The Foundation Sprint is not a CRM configuration project. The CRM was the last thing we touched. The first ten days were spent making three decisions: where leads land, what happens to them next, and what "stale" looks like. Those decisions, executed consistently, produced a 34% conversion lift without a single new lead. The leads were already there. The infrastructure to hold them was not.

This case is specifically relevant for founders who have tried a CRM before and stopped using it. The failure was not the tool. It was the absence of a defined process underneath the tool. A CRM without process logic is a database. A database does not follow up. It does not flag stale deals. It does not tell you which source is producing revenue. The system produces those things. The CRM executes the system.

Frequently Asked Questions

What is a Revenue Foundation Sprint and who is it for?

A Revenue Foundation Sprint is a 7-10 day engagement that builds the minimum viable revenue infrastructure for a B2B business running on instinct rather than process. It is for founders who are closing deals through their own effort and memory, but who cannot step back without losing active opportunities. The output is a working lead intake system, a defined follow-up sequence, a five-stage pipeline, and basic source tracking. Not a strategy document. A system you can use from day one.

How can a revenue system improve conversion rate without new leads?

Most conversion rate improvement at this stage comes from two sources: recovering leads that previously fell through due to slow response or inconsistent follow-up, and converting leads that previously went cold because the follow-up sequence ran out. Both require infrastructure, not new leads. In this engagement, eight previously lost leads were re-engaged using a structured re-contact sequence, and three converted to discovery calls within two weeks.
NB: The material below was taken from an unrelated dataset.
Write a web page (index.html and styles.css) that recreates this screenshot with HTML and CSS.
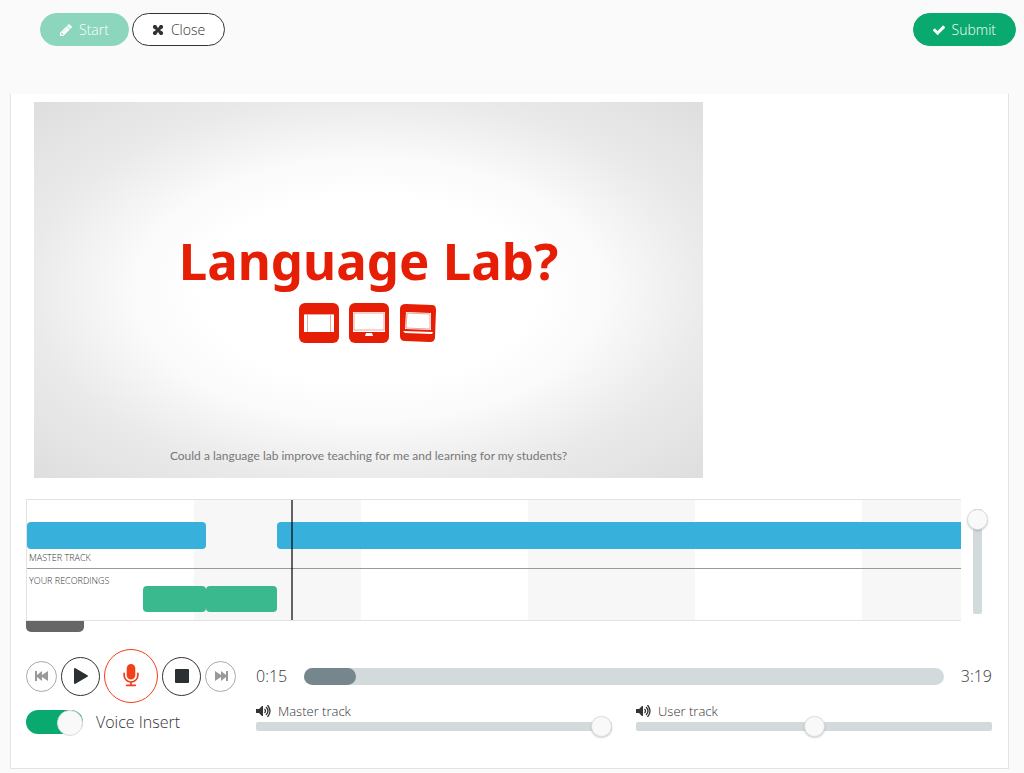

Why do CRM implementations fail for solo founders and small teams?

Because the CRM is configured before the process is defined. A CRM without a defined lead intake process, follow-up sequence, and stage logic is a database. Databases require manual effort to update and produce no automatic return. Founders stop using them because the effort-to-value ratio is zero. The correct sequence: define the process first, then configure the CRM to run it. When the CRM executes a defined process, updating it is worthwhile because the system responds.

What does it mean for revenue to be "founder-dependent"?

Revenue is founder-dependent when it closes because of the founder's personal follow-up, memory, relationships, and timing rather than a documented system. The signal: revenue stalls when the founder is busy with delivery, on holiday, or managing a difficult client. The business is generating leads and closing deals, but the conversion rate is a function of the founder's available bandwidth in any given week. This is not a scalability problem yet. It becomes one the moment the founder tries to step back or bring someone else into the sales process.